When approaching the reasoning, first evaluate Assertion (A) independently: is it factually correct? No. Coastal stations in India almost always record higher precipitation than interior plateau stations due to immediate maritime influence. Therefore, (A) is false. Now, look at Reason (R) in isolation: does Bangalore get rainfall from both monsoons? Yes. While the South-West monsoon is the primary contributor, Bangalore's geographical position allows it to receive significant rainfall during the transition and retreating phase (October–November).

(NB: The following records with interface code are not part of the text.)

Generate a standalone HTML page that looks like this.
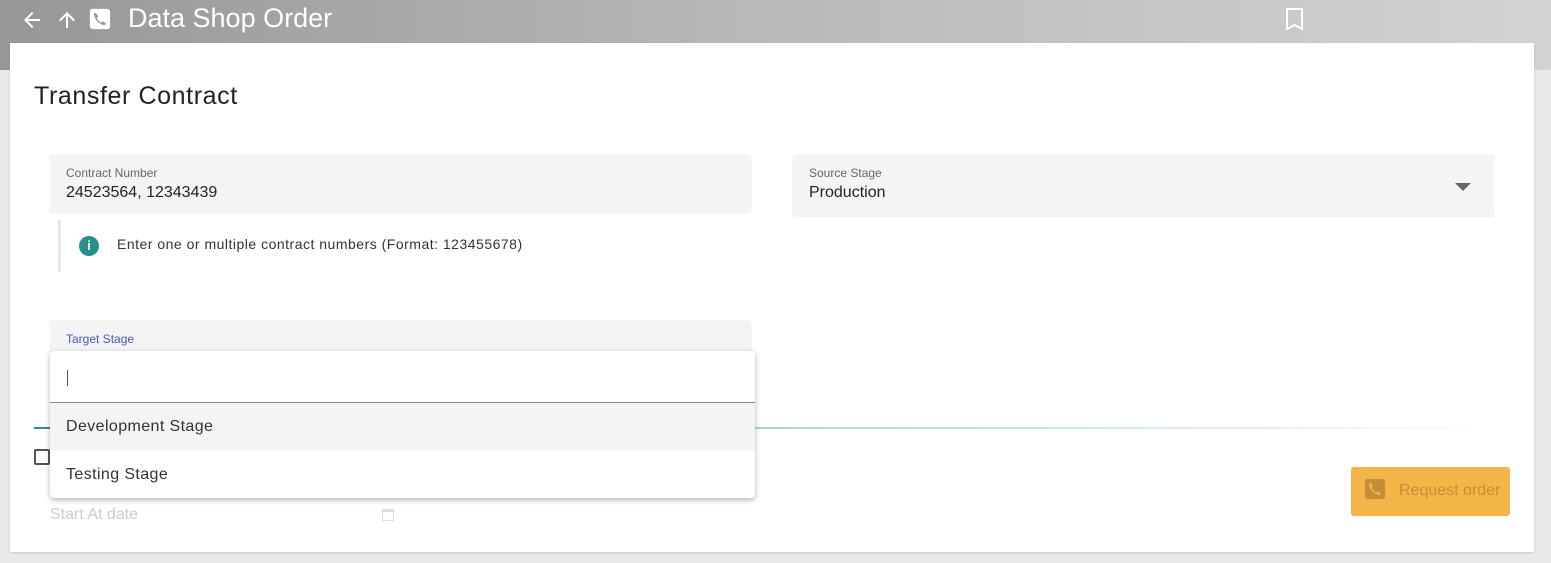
<!DOCTYPE html>
<html><head><meta charset="utf-8"><style>
*{box-sizing:border-box;margin:0;padding:0}
body{width:1551px;height:563px;background:#e9e9e9;font-family:"Liberation Sans",sans-serif;position:relative;overflow:hidden}
.hdr{position:absolute;left:0;top:0;width:1551px;height:70px;background:linear-gradient(90deg,#979797,#b9b9b9 50%,#d3d3d3)}
.title{position:absolute;left:128px;top:3px;color:#fff;font-size:27px}
.card{position:absolute;left:10px;top:43px;width:1524px;height:509px;background:#fff;box-shadow:0 1px 2px rgba(0,0,0,.15)}
.abs{position:absolute}
.field{position:absolute;background:#f4f4f4;border-radius:3px;box-shadow:0 0 1px rgba(0,0,0,.2)}
.lbl{position:absolute;left:16px;top:11px;font-size:12px;color:#666}
.val{position:absolute;left:16px;top:29px;font-size:16px;color:#222}
</style></head><body>
<div class="hdr"></div>
<svg class="abs" style="left:20px;top:8px" width="24" height="24" viewBox="0 0 24 24"><path d="M20 11H7.8l5.6-5.6L12 4l-8 8 8 8 1.4-1.4L7.8 13H20z" fill="#fff"/></svg>
<svg class="abs" style="left:55px;top:8px" width="24" height="24" viewBox="0 0 24 24"><path d="M4 12l1.4 1.4L11 7.8V20h2V7.8l5.6 5.6L20 12l-8-8z" fill="#fff"/></svg>
<svg class="abs" style="left:89px;top:8px" width="22" height="22" viewBox="0 0 24 24"><rect x="1" y="1" width="22" height="22" rx="3" fill="#fff"/><path d="M7 5c-1 .5-2 1.5-1.5 3 1.5 5 5 9 10 10.5 1.5.5 2.5-.5 3-1.5l-3-2.5-2 1.5c-2-1-4-3-5-5l1.5-2z" fill="#979797"/></svg>
<div class="title">Data Shop Order</div>
<svg class="abs" style="left:1284px;top:7px" width="22" height="24" viewBox="0 0 22 24"><path d="M3 2h15v20l-7.5-4L3 22z" fill="none" stroke="#fff" stroke-width="2"/></svg>
<div class="card"></div>
<div class="abs" style="left:34px;top:82px;font-size:25px;color:#222;letter-spacing:.6px">Transfer Contract</div>
<div class="field" style="left:50px;top:155px;width:701px;height:58px"><div class="lbl">Contract Number</div><div class="val">24523564, 12343439</div></div>
<div class="abs" style="left:58px;top:220px;width:3px;height:52px;background:#e6e6e6"></div>
<div class="abs" style="left:79px;top:236px;width:20px;height:20px;border-radius:50%;background:#268f8a;color:#fff;font-weight:bold;font-size:13px;text-align:center;line-height:20px">i</div>
<div class="abs" style="left:117px;top:236px;font-size:14px;color:#333;letter-spacing:.5px">Enter one or multiple contract numbers (Format: 123455678)</div>
<div class="field" style="left:793px;top:155px;width:701px;height:62px"><div class="lbl">Source Stage</div><div class="val">Production</div>
<div class="abs" style="left:662px;top:28px;width:0;height:0;border-left:8px solid transparent;border-right:8px solid transparent;border-top:8px solid #666"></div></div>
<div class="field" style="left:50px;top:321px;width:701px;height:40px"><div class="lbl" style="color:#4a55b5">Target Stage</div></div>
<div class="abs" style="left:34px;top:427px;width:1460px;height:2px;background:linear-gradient(90deg,#268f8a,#a9d6d4 50%,#fff)"></div>
<div class="abs" style="left:34px;top:449px;width:16px;height:16px;border:2px solid #555;border-radius:2px"></div>
<div class="abs" style="left:50px;top:506px;font-size:16px;color:#ccc">Start At date</div>
<div class="abs" style="left:382px;top:509px;width:12px;height:12px;border:1.5px solid #ddd;border-top-width:3px"></div>
<div class="abs" style="left:50px;top:351px;width:705px;height:147px;background:#fff;border-radius:4px;box-shadow:0 2px 6px rgba(0,0,0,.3)">
<div class="abs" style="left:17px;top:19px;width:1px;height:16px;background:#555"></div>
<div class="abs" style="left:0;top:51px;width:705px;height:1px;background:#888"></div>
<div class="abs" style="left:0;top:52px;width:705px;height:48px;background:#f4f4f4"></div>
<div class="abs" style="left:16px;top:67px;font-size:16px;color:#333;letter-spacing:.4px">Development Stage</div>
<div class="abs" style="left:16px;top:115px;font-size:16px;color:#333;letter-spacing:.4px">Testing Stage</div>
</div>
<div class="abs" style="left:1351px;top:467px;width:159px;height:49px;background:#f4b548;border-radius:3px">
<svg class="abs" style="left:13px;top:11px" width="22" height="22" viewBox="0 0 24 24"><rect x="1" y="1" width="22" height="22" rx="3" fill="#c48d38"/><path d="M7 5c-1 .5-2 1.5-1.5 3 1.5 5 5 9 10 10.5 1.5.5 2.5-.5 3-1.5l-3-2.5-2 1.5c-2-1-4-3-5-5l1.5-2z" fill="#f4b548"/></svg>
<div class="abs" style="left:48px;top:15px;font-size:16px;color:#c48d38">Request order</div></div>
</body></html>
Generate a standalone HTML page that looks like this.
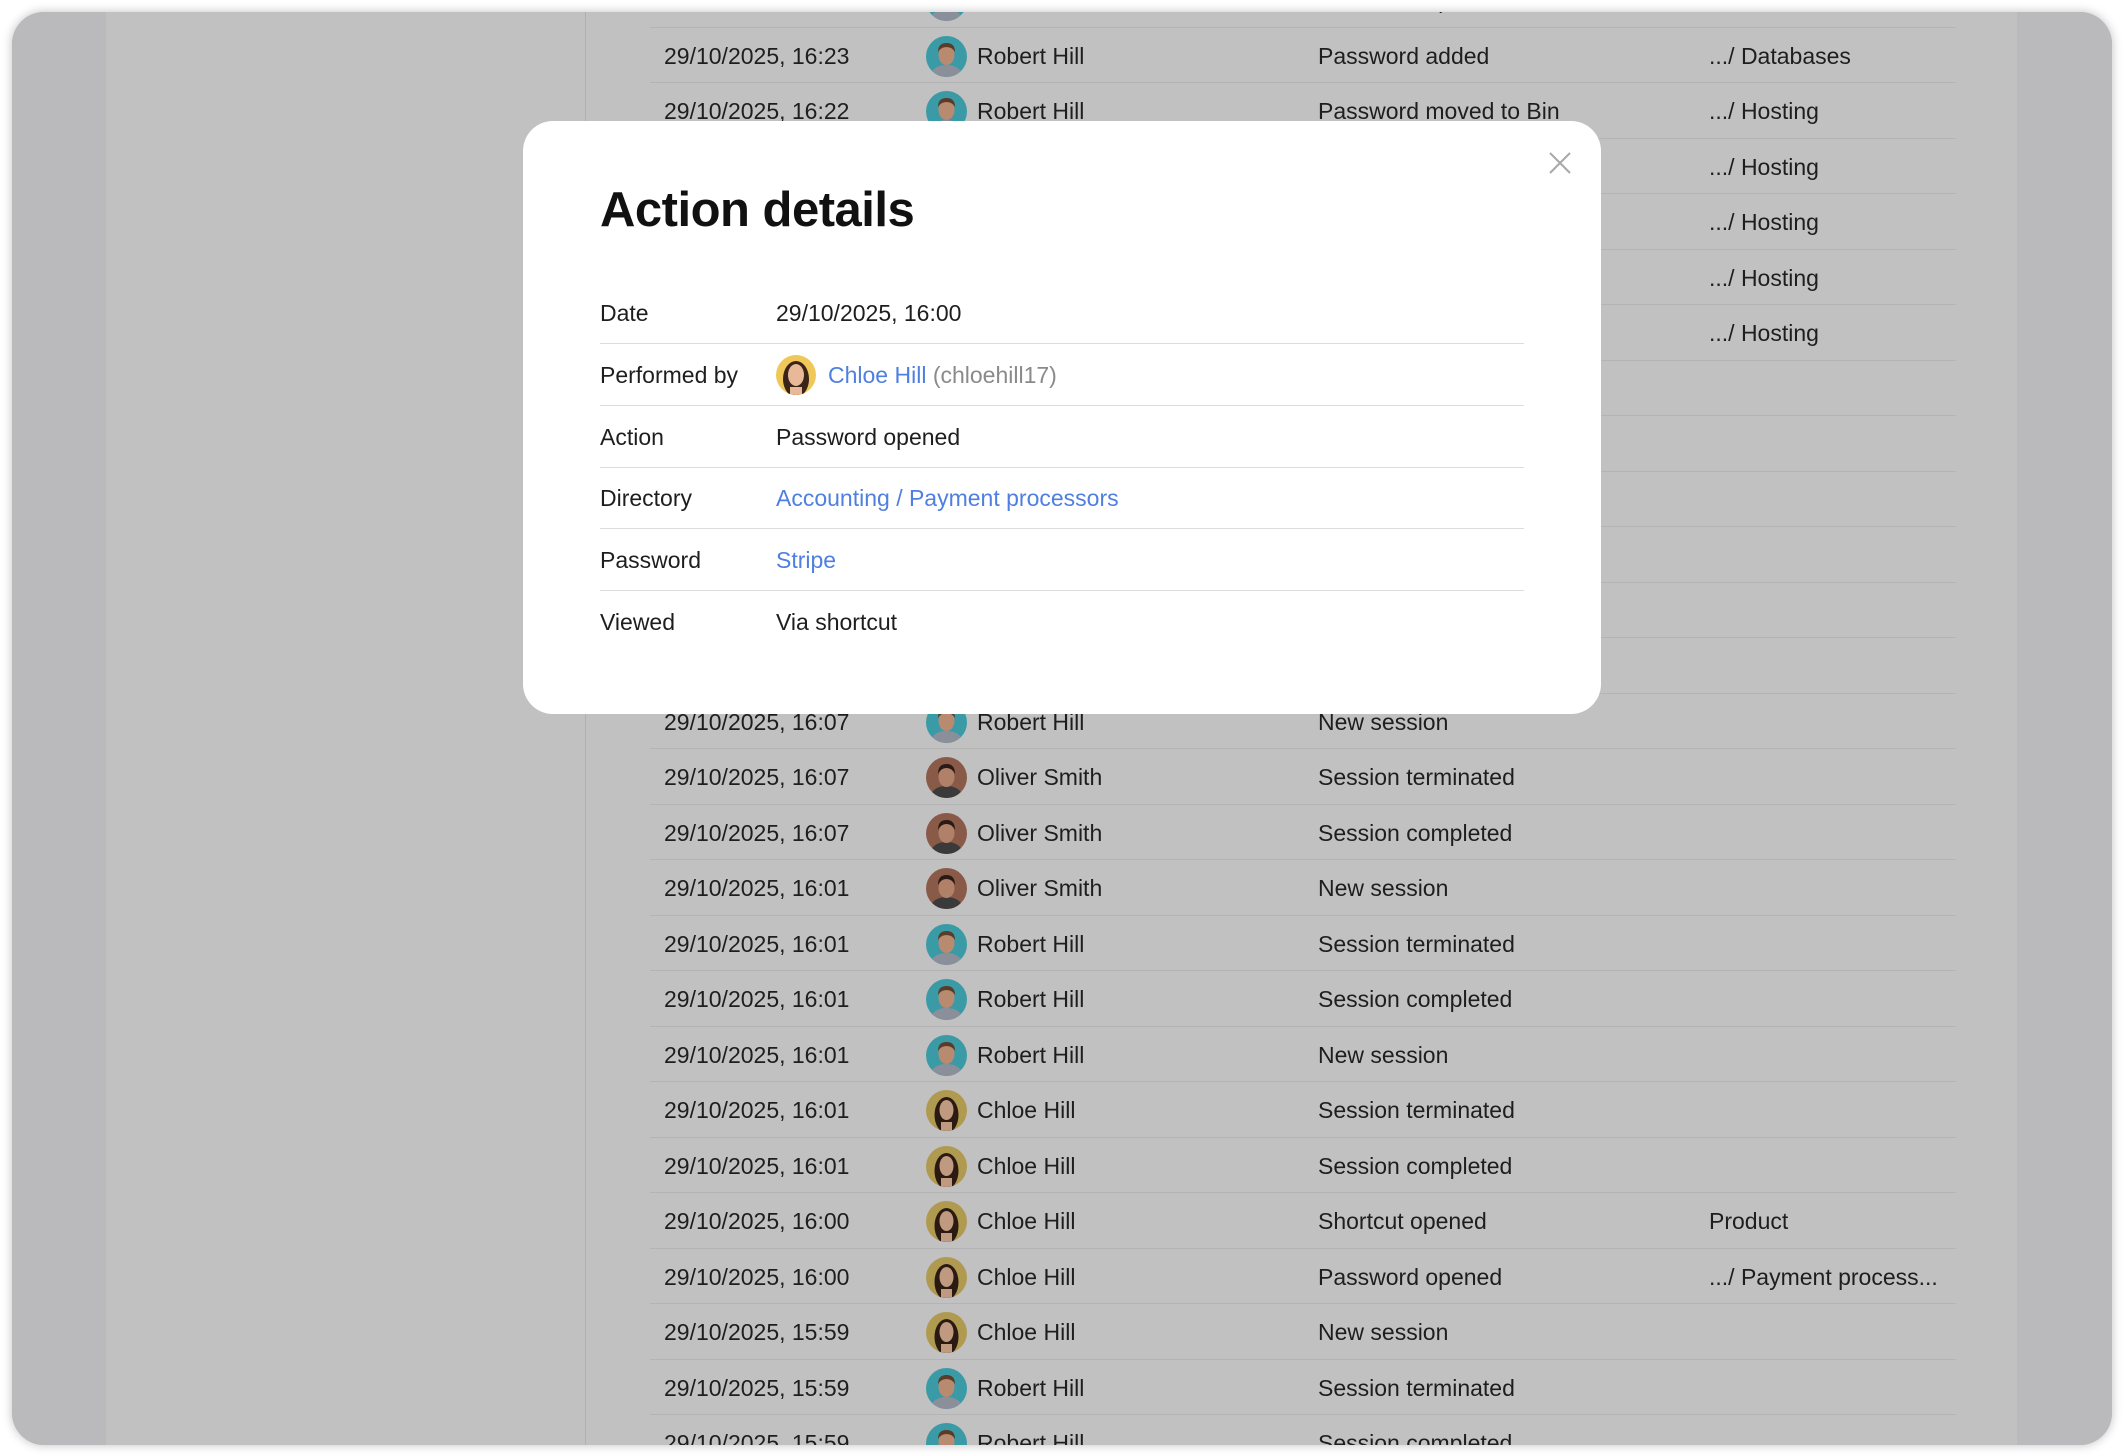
<!DOCTYPE html>
<html><head><meta charset="utf-8"><style>
*{margin:0;padding:0;box-sizing:border-box}
body{width:2124px;height:1456px;background:#fff;position:relative;overflow:hidden;font-family:"Liberation Sans",sans-serif;}
#win{position:absolute;left:12px;top:12px;width:2100px;height:1433px;border-radius:32px;overflow:hidden;background:#c1c1c1;box-shadow:0 0 10px rgba(0,0,0,0.25);}
#side{position:absolute;left:0;top:0;width:94px;height:100%;background:#bababc;}
#rside{position:absolute;right:0;top:0;width:95px;height:100%;background:#bababc;}
#div{position:absolute;left:573px;top:0;width:1px;height:100%;background:#b0b0b0;}
.row{position:absolute;left:638px;width:1306px;height:55.5px;border-bottom:1.5px solid #b4b4b4;font-size:23px;color:#1e1e1e;}
.row span{position:absolute;top:0;line-height:57px;white-space:nowrap;}
.av{position:absolute;left:276px;top:8px;width:41px;height:41px;}
#modal{position:absolute;left:523px;top:121px;width:1078px;height:593px;background:#fff;border-radius:30px;}
h1{position:absolute;left:77px;top:61px;font-size:49px;font-weight:bold;color:#111;letter-spacing:-0.5px;}
.d{position:absolute;left:77px;width:924px;height:61.5px;font-size:23px;color:#1e1e1e;}
.d.b{border-bottom:1.5px solid #dcdcdc;}
.d span{position:absolute;top:0;line-height:62px;white-space:nowrap;}
.l{left:0}.v{left:176px}
a{color:#4f7fe0;text-decoration:none}
</style></head><body>
<div id="win">
<div id="side"></div><div id="rside"></div><div id="div"></div>
<div id="rows"></div>
</div>
<div id="modal">
<svg style="position:absolute;left:1026px;top:31px" width="22" height="22" viewBox="0 0 22 22"><path d="M1 1L21 21M21 1L1 21" stroke="#a8a8a8" stroke-width="2"/></svg>
<h1>Action details</h1>
<div class="d b" style="top:161px"><span class="l">Date</span><span class="v">29/10/2025, 16:00</span></div>
<div class="d b" style="top:223px"><span class="l">Performed by</span>
<svg style="position:absolute;left:176px;top:11px" width="40" height="40" viewBox="0 0 40 40"><defs><clipPath id="cm"><circle cx="20" cy="20" r="20"/></clipPath></defs><g clip-path="url(#cm)"><rect width="40" height="40" fill="#f0c85a"/><ellipse cx="20" cy="24" rx="13" ry="18" fill="#3a2418"/><ellipse cx="20" cy="20" rx="8" ry="11" fill="#e8b898"/><rect x="14" y="32" width="12" height="10" fill="#e8b898"/></g></svg>
<span style="left:228px;top:0;line-height:62px"><a>Chloe Hill</a> <span style="position:static;color:#8a8a8a">(chloehill17)</span></span></div>
<div class="d b" style="top:285px"><span class="l">Action</span><span class="v">Password opened</span></div>
<div class="d b" style="top:346px"><span class="l">Directory</span><span class="v"><a>Accounting / Payment processors</a></span></div>
<div class="d b" style="top:408px"><span class="l">Password</span><span class="v"><a>Stripe</a></span></div>
<div class="d" style="top:470px"><span class="l">Viewed</span><span class="v">Via shortcut</span></div>
</div>
<script>
(function(){
var R='<defs><clipPath id="c%"><circle cx="20.5" cy="20.5" r="20.5"/></clipPath></defs><g clip-path="url(#c%)">';
function av(t,i){
 if(t=='R')return '<svg class="av" viewBox="0 0 41 41">'+R.replace(/%/g,i)+'<rect width="41" height="41" fill="#3a9aa6"/><ellipse cx="20.5" cy="38" rx="15" ry="9" fill="#8a8f9a"/><ellipse cx="20.5" cy="19" rx="8" ry="10" fill="#b88a70"/><path d="M12 16Q12 7 20.5 7Q29 7 29 16Q26 11 20.5 11Q15 11 12 16Z" fill="#5a3c28"/></g></svg>';
 if(t=='O')return '<svg class="av" viewBox="0 0 41 41">'+R.replace(/%/g,i)+'<rect width="41" height="41" fill="#8a5a48"/><ellipse cx="20.5" cy="38" rx="15" ry="9" fill="#3a3a3a"/><ellipse cx="20.5" cy="20" rx="8" ry="10" fill="#b08068"/><path d="M12 17Q12 7 20.5 7Q29 7 29 17Q26 11 20.5 11Q15 11 12 17Z" fill="#2a1a14"/></g></svg>';
 return '<svg class="av" viewBox="0 0 41 41">'+R.replace(/%/g,i)+'<rect width="41" height="41" fill="#b09a50"/><ellipse cx="20.5" cy="25" rx="12" ry="18" fill="#2a1a12"/><ellipse cx="20.5" cy="20" rx="7" ry="10" fill="#c09a80"/><rect x="15" y="32" width="11" height="10" fill="#c09a80"/></g></svg>';
}
var d=[
['29/10/2025, 16:24','R','Robert Hill','Password opened',''],
['29/10/2025, 16:23','R','Robert Hill','Password added','.../ Databases'],
['29/10/2025, 16:22','R','Robert Hill','Password moved to Bin','.../ Hosting'],
['29/10/2025, 16:22','R','Robert Hill','Password added','.../ Hosting'],
['29/10/2025, 16:21','R','Robert Hill','Password added','.../ Hosting'],
['29/10/2025, 16:21','R','Robert Hill','Password added','.../ Hosting'],
['29/10/2025, 16:20','R','Robert Hill','Password added','.../ Hosting'],
['29/10/2025, 16:19','R','Robert Hill','New session',''],
['29/10/2025, 16:15','R','Robert Hill','Session completed',''],
['29/10/2025, 16:12','R','Robert Hill','New session',''],
['29/10/2025, 16:10','R','Robert Hill','Session completed',''],
['29/10/2025, 16:09','R','Robert Hill','New session',''],
['29/10/2025, 16:08','R','Robert Hill','Session completed',''],
['29/10/2025, 16:07','R','Robert Hill','New session',''],
['29/10/2025, 16:07','O','Oliver Smith','Session terminated',''],
['29/10/2025, 16:07','O','Oliver Smith','Session completed',''],
['29/10/2025, 16:01','O','Oliver Smith','New session',''],
['29/10/2025, 16:01','R','Robert Hill','Session terminated',''],
['29/10/2025, 16:01','R','Robert Hill','Session completed',''],
['29/10/2025, 16:01','R','Robert Hill','New session',''],
['29/10/2025, 16:01','C','Chloe Hill','Session terminated',''],
['29/10/2025, 16:01','C','Chloe Hill','Session completed',''],
['29/10/2025, 16:00','C','Chloe Hill','Shortcut opened','Product'],
['29/10/2025, 16:00','C','Chloe Hill','Password opened','.../ Payment process...'],
['29/10/2025, 15:59','C','Chloe Hill','New session',''],
['29/10/2025, 15:59','R','Robert Hill','Session terminated',''],
['29/10/2025, 15:59','R','Robert Hill','Session completed','']
];
var h='';
for(var n=0;n<d.length;n++){var r=d[n];var yy=55.5*n-27.75-12;
h+='<div class="row" style="top:'+yy+'px"><span style="left:14px">'+r[0]+'</span>'+av(r[1],n)+'<span style="left:327px">'+r[2]+'</span><span style="left:668px">'+r[3]+'</span><span style="left:1059px">'+r[4]+'</span></div>';}
document.getElementById('rows').innerHTML=h;
})();
</script>
</body></html>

Since (A) is false and (R) is true, you can immediately arrive at (D) A is false but R is true without needing to check if R explains A.

UPSC frequently uses "half-truths" to create traps. A common mistake is choosing Option (A) because the student remembers the fact that Bangalore gets dual-monsoon rain and assumes this must result in a higher total. This is a quantity vs. frequency trap. Another trap is Option (C); students often assume that if an assertion is false, the reason must also be false. By systematically verifying each statement against your conceptual map of the Geography of India by Majid Husain, you avoid these binary thinking errors and recognize that a true geographical mechanism (R) does not always lead to a specific quantitative outcome (A).